Overseeing a statewide election in a pandemic gives Damon Circosta plenty of things to fret about. But when the chair of the North Carolina Board of Elections lies awake at night, his biggest worry is the poll workers.
The state needs to accommodate over 7 million registered voters so they can cast their ballots for president, U.S. Congress, governor, and other statewide offices on Nov. 3. That takes about 25,000 workers. But finding them may be difficult this year, since poll workers are typically senior citizens who now face the risk of severe illness from COVID-19.
The state needs more poll workers than usual, too. In addition to their normal tasks of greeting voters and handing out ballots, they will be expected to enforce social distancing, wipe down ballot stands, and distribute masks and hand sanitizer.
Circosta, who was appointed to the board a year ago, describes himself as a “true zealot” of accessible elections. Ensuring that counties can staff their polls in November has become his top priority — and his greatest concern.
“Recruiting those people has always been a challenge,” he said. “We have a lot of work to do now.”
Fortunately, state elections officials “didn’t put all our eggs in one basket,” he said. Voters can choose to vote absentee by mail, head to the polls for early voting from Oct. 15-31, or cast their ballot on Election Day at one of 2,700 precincts.
The state board of elections has helped recruit workers for all three methods of voting with its “Democracy Heroes” campaign — they’ve collected about 17,000 interest forms that way, said Circosta. But most of the burden of recruiting poll workers lies with the counties.
Durham is on track for a smooth election, said Director of Elections Derek Bowen. The county has already secured about 600 of the 800 volunteers it needs by Election Day, with over 100 applications pending. Plus, Durham has a program that will send government workers to staff the polls if necessary.
Circosta is optimistic that the rest of North Carolina will round up enough poll workers, too — “but we cannot let off the gas,” he said. He recommends that businesses let employees take a day off and college students be released from classes to work at the polls.
He isn’t concerned about health risks for workers. “Going to your polling place will be safer than going to your local Walgreens,” he said. But he knows some residents might be scared to vote in person.
“I’m worried that talking about the challenges COVID-19 creates will inadvertently tell people that (voting in person) isn’t what they should be doing,” he said. “Absolutely, we can make it safe. I just want people to show up.”

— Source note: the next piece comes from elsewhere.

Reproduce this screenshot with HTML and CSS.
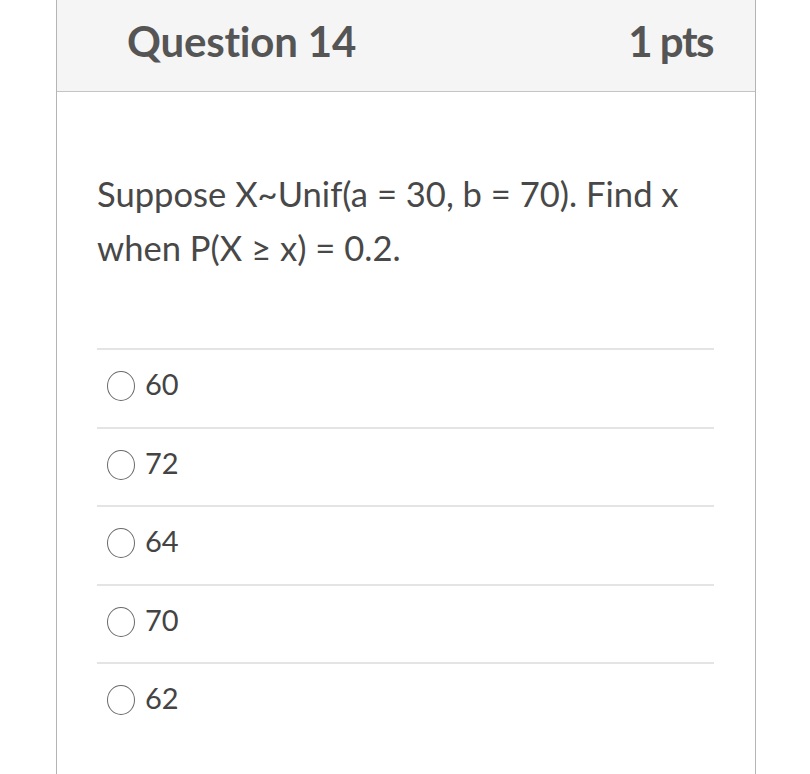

Others predict a high turnout despite the pandemic. Page Gardner, founder of the Voter Participation Center, said the advocacy group has seen “an enormous response” from voters, especially to its vote-by-mail application.
“There is a hunger to participate,” she said. “People want to help, and they want to vote.”
President Trump has stirred up questions about the election with false allegations about the prevalence of voter fraud, most recently targeting the validity of mail-in voting. Gardner said the president is “doing everything he can to keep people from voting.” He has even claimed there are plans to send law enforcement to monitor the polls, which critics say could be a form of voter intimidation.
But Circosta said state and federal law prohibit the mobilization of law enforcement for poll monitoring. “It’s not going to happen,” he said.
Yet the suggestion may put voters on edge. Durham routinely sends unarmed security officials to monitor polling sites to “help diffuse any situations that may arise,” said Bowen. The protocol was created to protect voters, but he recognizes that the presence of uniformed guards could make some voters feel threatened.
“We don’t want to have any form of voter intimidation,” he said. “So that’s a hard balance.”
Chatham County had an incident of voter intimidation in February, when pro-Confederate demonstrators reportedly hurled slurs and flew Trump and Confederate flags in front of an early voting site. Gardner said it’s up to election officials to prevent similar incidents this year.
“There are people trying to confuse, intimidate, and make the voting process seem chaotic,” she said. Election officials “need to guarantee that this will not be allowed.”
Circosta said he has “no tolerance” for citizens who harass fellow voters, but he anticipates counties will need additional guidance in responding to voter intimidation.
“If people do wish to engage in that behavior, I expect the full weight of the law will be used to thwart it,” he said.
Circosta’s job comes with plenty of anxiety. But he said being the face of the North Carolina election feels “absolutely wonderful.”
He doesn’t know when or how the election will end, but he urges voters to be patient.
“By every account, this is going to be a close election,” he said. “But we’ll get it right.”